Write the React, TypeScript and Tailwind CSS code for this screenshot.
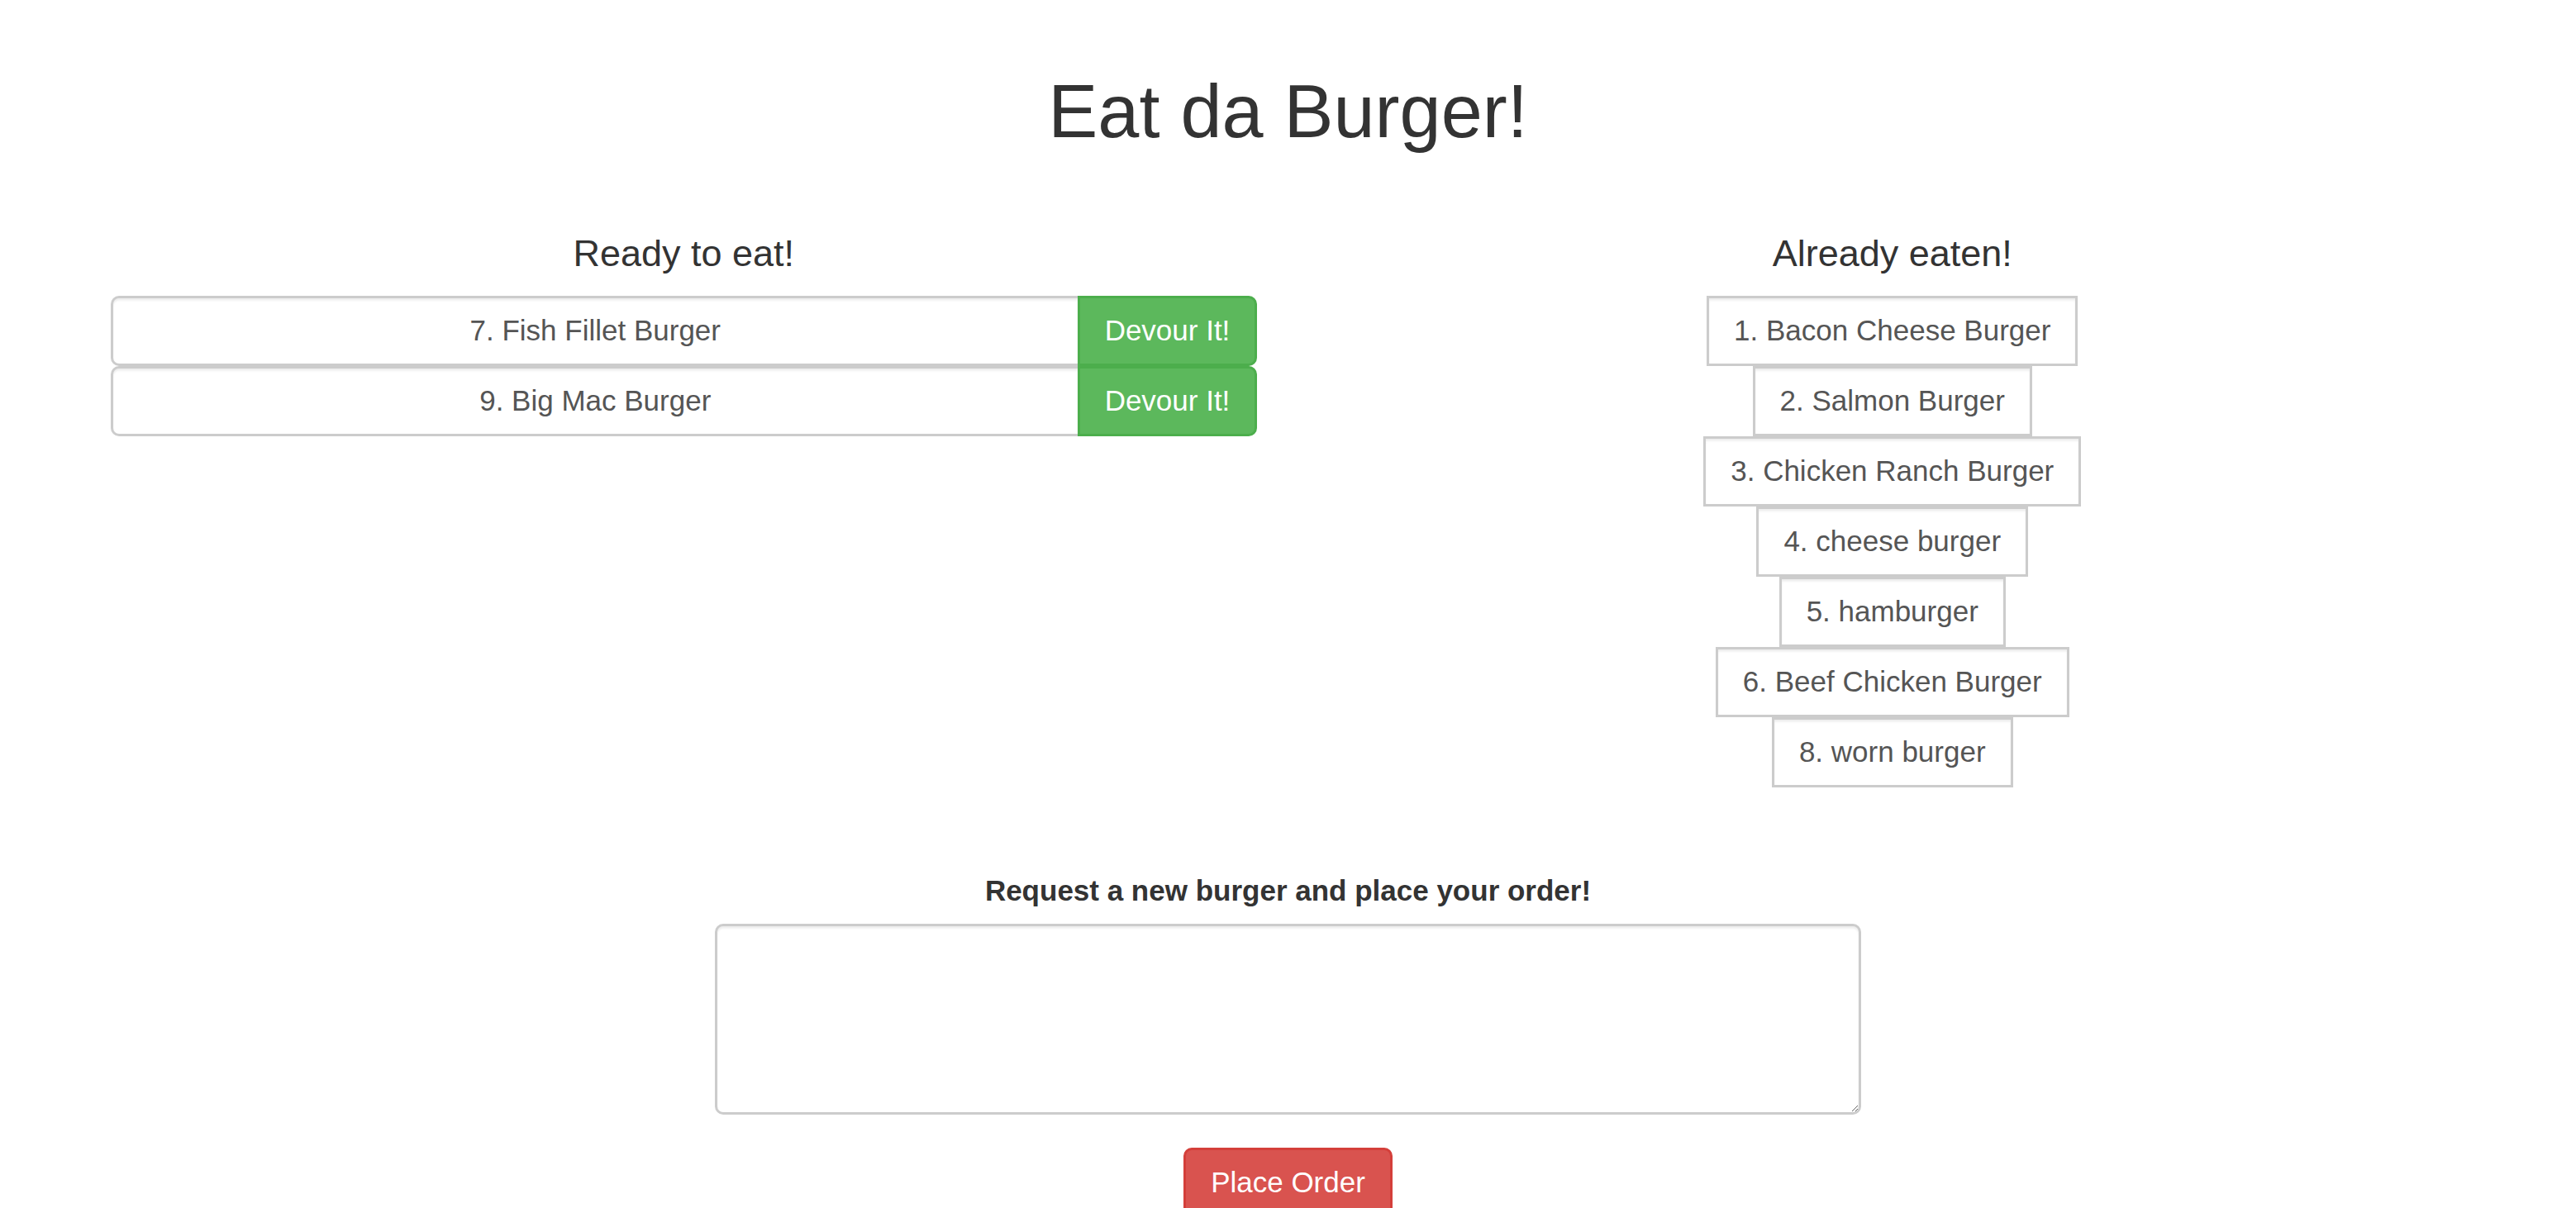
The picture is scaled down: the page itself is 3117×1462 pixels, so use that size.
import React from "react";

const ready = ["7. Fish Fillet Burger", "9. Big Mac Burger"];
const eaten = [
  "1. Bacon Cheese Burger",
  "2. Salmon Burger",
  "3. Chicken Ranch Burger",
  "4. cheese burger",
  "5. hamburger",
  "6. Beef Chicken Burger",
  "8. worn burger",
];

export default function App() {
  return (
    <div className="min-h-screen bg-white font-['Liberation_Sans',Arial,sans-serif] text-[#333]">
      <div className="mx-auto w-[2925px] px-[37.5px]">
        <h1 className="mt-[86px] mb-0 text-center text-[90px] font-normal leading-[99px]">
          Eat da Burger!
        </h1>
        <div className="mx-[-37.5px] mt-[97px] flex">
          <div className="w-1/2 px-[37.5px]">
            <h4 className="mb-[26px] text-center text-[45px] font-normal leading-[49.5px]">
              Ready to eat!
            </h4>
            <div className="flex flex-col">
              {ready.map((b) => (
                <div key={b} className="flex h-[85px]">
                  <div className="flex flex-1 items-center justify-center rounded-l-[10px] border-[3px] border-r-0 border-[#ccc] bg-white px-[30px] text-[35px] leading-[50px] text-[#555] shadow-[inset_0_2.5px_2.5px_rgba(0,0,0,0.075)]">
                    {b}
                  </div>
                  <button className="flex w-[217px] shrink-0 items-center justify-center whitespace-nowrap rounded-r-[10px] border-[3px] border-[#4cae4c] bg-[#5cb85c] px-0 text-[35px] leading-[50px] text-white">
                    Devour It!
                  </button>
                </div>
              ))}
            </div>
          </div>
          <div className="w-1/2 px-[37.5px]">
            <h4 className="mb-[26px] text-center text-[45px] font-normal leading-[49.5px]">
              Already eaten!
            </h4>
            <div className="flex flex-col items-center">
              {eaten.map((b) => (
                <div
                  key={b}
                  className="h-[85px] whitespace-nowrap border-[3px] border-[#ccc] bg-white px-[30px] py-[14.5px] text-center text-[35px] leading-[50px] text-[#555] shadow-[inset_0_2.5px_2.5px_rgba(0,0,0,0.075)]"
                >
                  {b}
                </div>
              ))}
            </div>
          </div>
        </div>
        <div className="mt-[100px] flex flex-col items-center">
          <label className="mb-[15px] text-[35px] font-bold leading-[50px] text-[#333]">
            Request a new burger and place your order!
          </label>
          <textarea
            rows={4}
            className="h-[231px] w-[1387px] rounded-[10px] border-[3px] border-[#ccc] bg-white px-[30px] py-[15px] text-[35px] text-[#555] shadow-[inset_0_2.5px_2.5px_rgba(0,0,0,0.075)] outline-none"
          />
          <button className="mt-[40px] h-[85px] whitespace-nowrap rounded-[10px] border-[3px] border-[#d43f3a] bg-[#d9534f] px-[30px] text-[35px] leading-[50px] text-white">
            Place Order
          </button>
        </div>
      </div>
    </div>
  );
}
* * * * * * *
Exactly reproduce the run of lines from the start of the listing through the line with "import React from", inclusive; pictures are not copied.

Complete output -
Write the React, TypeScript and Tailwind CSS code for this screenshot.
The picture is scaled down: the page itself is 3117×1462 pixels, so use that size.
import React from "react";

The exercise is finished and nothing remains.